Curiosity Leads To Success
How curious is your team? In the financial services industry, it pays to be curious. When your team is curious it creates opportunities to better understand the needs of your clients. This leads to more sales, but also better service.
By asking more questions and taking the time to be curious your clients will be able to tell that your team cares. It goes back to the underlying promise that you make to every client. Often that promise is to help the client protect against risks and to maximize their financial future.
This promise is difficult to fill if your team isn’t on the lookout for the risks and opportunities in each client’s everyday lives. And to do this well, your team needs to be curious. Curious at what the client’s lives looks like. Curious enough to understand what the client wants to protect. Or what financial future they want to build.
Being curious will help your team see risks that the client doesn’t see as a risk at all. Or to identity opportunities that a client had never considered. Most financial services professionals will agree that clients simply don’t know what they don’t know. They will agree that it’s their job to help the client understand risks and opportunities better, but the same saying applies to your team.
Your team simply can’t know what they don’t know, without being curious. Without stopping to ask questions and learn about each client and their unique risks and opportunities. Therefore, it pays to be curious, because curiosity leads to better service.
A few tips to creating a more curious team:
- Practice! Curiosity is a muscle. If you don’t encourage your team to use it then it’s likely they won’t. It’s also important that they continue to develop this skill set. Practicing this skill doesn’t take a long time. Just dedicate 10 minutes at a weekly meeting. Your focus can be a product and you simply ask your team to brainstorm questions around that product. Or you could pose a client scenario such as buying a new house and then have the team brainstorm questions they could ask about that situation.
- Give them the right language. Sometimes people don’t ask questions because they don’t know what to ask. The beauty of curiosity is that short, powerful questions are often the key to finding out the best information. There isn’t a need to overcomplicate the questions that are asked. Instead, teach your team to use short, powerful questions that create conversation. Create a list of one or two questions that your team can ask to create an opportunity to talk about life insurance, disability, and other products that you sell. Or create the questions around life events such as getting married, buying a new house, having a kid, etc. Better yet, implement the insight above and build your list as you go!

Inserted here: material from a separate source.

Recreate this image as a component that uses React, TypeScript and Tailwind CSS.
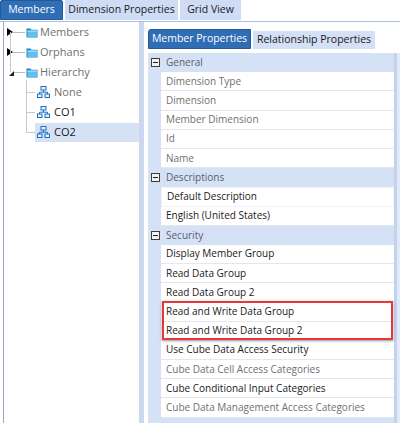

- Encourage your team to take time. Being a service-based industry there’s never a lack of work to be done. If your team is rushing to answer the phone, help the next person, or to complete paperwork then it’ll be hard for them to “find” the time to be creative. Instead, set the expectation that quality service takes time. It’s not about how fast you can get to the next “task,” but it is about the quality of the service. Change the way that your team defines great service and make sure that it includes “making” time to be curious.